Our bones are alive
Bones are alive and constantly changing. The old worn out bone is broken down by cells and replaced by new bone. This is called bone turnover. Looking after out bones now will give us enough "bone in the bank" for later on in life. As we get older, bones don;t renew themselves as quickly so they can become fragile. If bones becomes too fragile they can break more easily causing pain, restricted movement, curving of the spine and height loss.
This is called osteoporosis.
between the ages of 16-18 Bones stop growing in length
bones continue to grow in strength into out mid-20s
the ideal time to build up our bone-bank is while we are growing.
Bones need regular weight-bearing activity.

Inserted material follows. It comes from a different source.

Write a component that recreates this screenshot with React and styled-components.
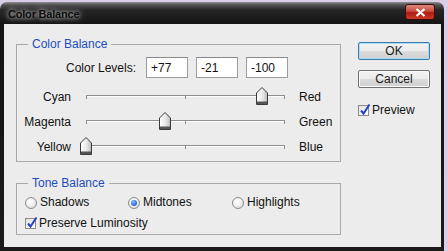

Good bone-building activities include:
- stair climbing, weight-training, brisk walking and jogging
- dancing, tennis, aerobics and judo classes
- football, basketball, cricket and hockey
Try to be active everyday. turn off the TV and PC, get out , make new friends and have some fun! You don't have to be "sporty". Walking quickly to school or college counts, and dancing is also good for our bones.

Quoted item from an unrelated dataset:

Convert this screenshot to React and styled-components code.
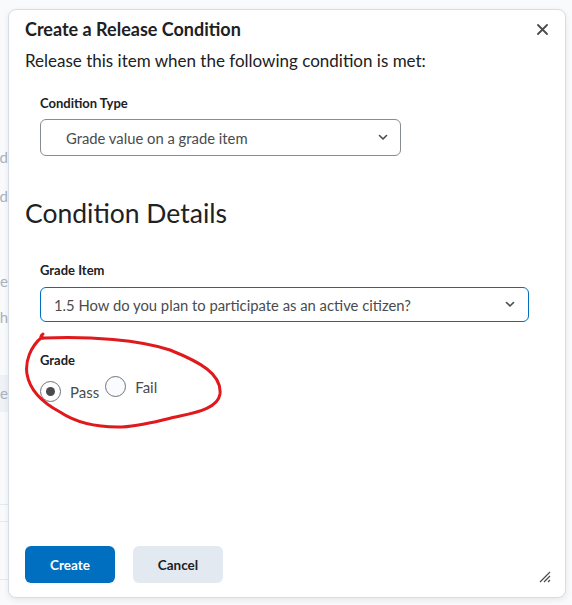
import React from 'react'
import styled, { createGlobalStyle } from 'styled-components'

const GlobalStyle = createGlobalStyle`
  html, body {
    margin: 0;
    padding: 0;
    background: #f9fafc;
    font-family: Lato, "Open Sans", "Liberation Sans", sans-serif;
  }
`

const Page = styled.div`
  position: relative;
  width: 572px;
  height: 605px;
  overflow: hidden;
  background: #f9fafc;
`

const Behind = styled.div`
  width: 8px;
  height: 100%;
  overflow: hidden;
  display: flex;
  flex-direction: column;
  align-items: flex-end;
  padding-top: 138px;
  box-sizing: border-box;
`

const Fragment = styled.div`
  height: ${p => p.h}px;
  width: 60px;
  flex-shrink: 0;
  text-align: right;
  font-size: 15px;
  line-height: ${p => p.h}px;
  color: #a9b2bf;
  background: ${p => (p.hl ? '#eef1f6' : 'transparent')};
  border-bottom: ${p => (p.line ? '1px solid #e6e9ee' : 'none')};
  box-sizing: border-box;
`

const Dialog = styled.div`
  position: absolute;
  top: 9px;
  left: 8px;
  width: 558px;
  height: 589px;
  box-sizing: border-box;
  background: #fff;
  border: 1px solid #d8dde5;
  border-radius: 8px;
  box-shadow: 0 2px 6px rgba(0, 0, 0, 0.08);
  display: flex;
  flex-direction: column;
  padding: 0 16px;
`

const Header = styled.div`
  display: flex;
  align-items: center;
  justify-content: space-between;
  height: 38px;
`

const Title = styled.h2`
  margin: 0;
  font-size: 18px;
  font-weight: 700;
  color: #202122;
`

const CloseBtn = styled.button`
  border: none;
  background: none;
  padding: 0;
  margin-right: 0;
  width: 14px;
  height: 14px;
  display: flex;
  align-items: center;
  justify-content: center;
  color: #494c4e;
`

const Body = styled.div`
  flex: 1;
  display: flex;
  flex-direction: column;
`

const Intro = styled.p`
  margin: 0;
  font-size: 17px;
  line-height: 26px;
  color: #202122;
`

const Field = styled.div`
  padding-left: 15px;
  margin-top: ${p => p.top}px;
`

const Label = styled.div`
  font-size: 13px;
  font-weight: 700;
  color: #202122;
  line-height: 18px;
  margin-bottom: ${p => p.gap}px;
`

const Select = styled.div`
  box-sizing: border-box;
  width: ${p => p.w}px;
  height: ${p => p.h}px;
  border: 1px solid ${p => (p.focus ? '#006fbf' : '#868c91')};
  border-radius: 6px;
  display: flex;
  align-items: center;
  justify-content: space-between;
  padding: 0 ${p => p.pr}px 0 ${p => p.pl}px;
  font-size: 14.8px;
  color: #494c4e;
  background: #fff;
`

const SectionTitle = styled.h3`
  margin: 41px 0 0;
  font-size: 26.5px;
  font-weight: 400;
  line-height: 32px;
  color: #202122;
`

const RadioRow = styled.div`
  display: flex;
  align-items: flex-start;
  gap: 6px;
`

const RadioOption = styled.label`
  display: flex;
  align-items: center;
  gap: 9px;
  margin-top: ${p => p.shift}px;
  font-size: 15px;
  color: #494c4e;
`

const RadioCircle = styled.span`
  box-sizing: border-box;
  width: 21px;
  height: 21px;
  border-radius: 50%;
  border: 1px solid #6e7376;
  background: ${p => (p.checked ? '#fff' : '#f9fbff')};
  display: flex;
  align-items: center;
  justify-content: center;

  &::after {
    content: '';
    display: ${p => (p.checked ? 'block' : 'none')};
    width: 9px;
    height: 9px;
    border-radius: 50%;
    background: #494c4e;
  }
`

const GradeBlock = styled.div`
  position: relative;
`

const Scribble = styled.svg`
  position: absolute;
  left: -20px;
  top: -19px;
  pointer-events: none;
`

const Footer = styled.div`
  display: flex;
  align-items: flex-end;
  gap: 18px;
  padding-bottom: 14px;
  position: relative;
`

const Button = styled.button`
  width: 90px;
  height: 37px;
  border: none;
  border-radius: 6px;
  font-family: inherit;
  font-size: 13.5px;
  font-weight: 700;
  background: ${p => (p.primary ? '#006fbf' : '#e3e9f1')};
  color: ${p => (p.primary ? '#fff' : '#202122')};
`

const Resize = styled.svg`
  position: absolute;
  right: -2px;
  bottom: 14px;
`

const Chevron = () => (
  <svg width="10" height="7" viewBox="0 0 10 7" fill="none">
    <path d="M1.5 1.5 L5 5 L8.5 1.5" stroke="#494c4e" strokeWidth="1.6" strokeLinecap="round" strokeLinejoin="round" />
  </svg>
)

export default function App() {
  return (
    <Page>
      <GlobalStyle />
      <Behind>
        <Fragment h={39}>d</Fragment>
        <Fragment h={39}>d</Fragment>
        <Fragment h={46} />
        <Fragment h={38}>se</Fragment>
        <Fragment h={34}>th</Fragment>
        <Fragment h={41} />
        <Fragment h={37} hl>e</Fragment>
        <Fragment h={93} line />
        <Fragment h={17} line />
        <Fragment h={58} line />
      </Behind>

      <Dialog role="dialog">
        <Header>
          <Title>Create a Release Condition</Title>
          <CloseBtn aria-label="Close">
            <svg width="11" height="11" viewBox="0 0 11 11">
              <path d="M1 1 L10 10 M10 1 L1 10" stroke="#494c4e" strokeWidth="1.8" strokeLinecap="round" />
            </svg>
          </CloseBtn>
        </Header>

        <Body>
          <Intro>Release this item when the following condition is met:</Intro>

          <Field top={20}>
            <Label gap={7}>Condition Type</Label>
            <Select w={361} h={37} pl={25} pr={12}>
              <span>Grade value on a grade item</span>
              <Chevron />
            </Select>
          </Field>

          <SectionTitle>Condition Details</SectionTitle>

          <Field top={32}>
            <Label gap={8}>Grade Item</Label>
            <Select w={489} h={35} pl={13} pr={13} focus>
              <span>1.5 How do you plan to participate as an active citizen?</span>
              <Chevron />
            </Select>
          </Field>

          <Field top={29}>
            <GradeBlock>
              <Label gap={7}>Grade</Label>
              <RadioRow>
                <RadioOption shift={5}>
                  <RadioCircle checked />
                  Pass
                </RadioOption>
                <RadioOption shift={0}>
                  <RadioCircle />
                  Fail
                </RadioOption>
              </RadioRow>
              <Scribble width="210" height="100" viewBox="0 0 210 100" fill="none">
                <path
                  d="M23 2 C20 4 20 7 24 6 C70 4 120 8 150 18 C180 30 202 42 200 62 C198 75 180 80 160 84 C140 88 120 95 98 95 C75 95 55 90 40 80 C25 72 10 60 7 42 C5 30 10 15 22 5"
                  stroke="#e0191c"
                  strokeWidth="3"
                  strokeLinecap="round"
                  strokeLinejoin="round"
                />
              </Scribble>
            </GradeBlock>
          </Field>
        </Body>

        <Footer>
          <Button primary>Create</Button>
          <Button>Cancel</Button>
          <Resize width="12" height="12" viewBox="0 0 12 12">
            <path d="M1 11 L11 1 M5 11 L11 5 M9 11 L11 9" stroke="#494c4e" strokeWidth="1.2" />
          </Resize>
        </Footer>
      </Dialog>
    </Page>
  )
}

Activity can also help you :
- look good
- feel confident
- help with exam stress
Bones need calcium and the body needs energy.
Don't think of foods as good or bad.
Aim to eat a wide variety of foods. Foods for energy include:
- milk and dairy products
Breakfast: gives you an energy boost for the day so try not to skip it!
Calcium: the easiest way to get calcium is from :
milk and dairy products including cheese and yogurts (even low fat dairy products contain as much calcium, if not more, as a full fat varieties)
If you don't eat dairy products, there are many other foods which are rich in calcium, such as:
fortified soya milk or soya products, baked beans, bread, green salad leaves, tofu and even chocolate!
If you lack dairy products in your diet, you may also want to think about drinking calcium-fortified products such as water and orange juice. calcium supplements are another alternative but check with a pharmacist or GP.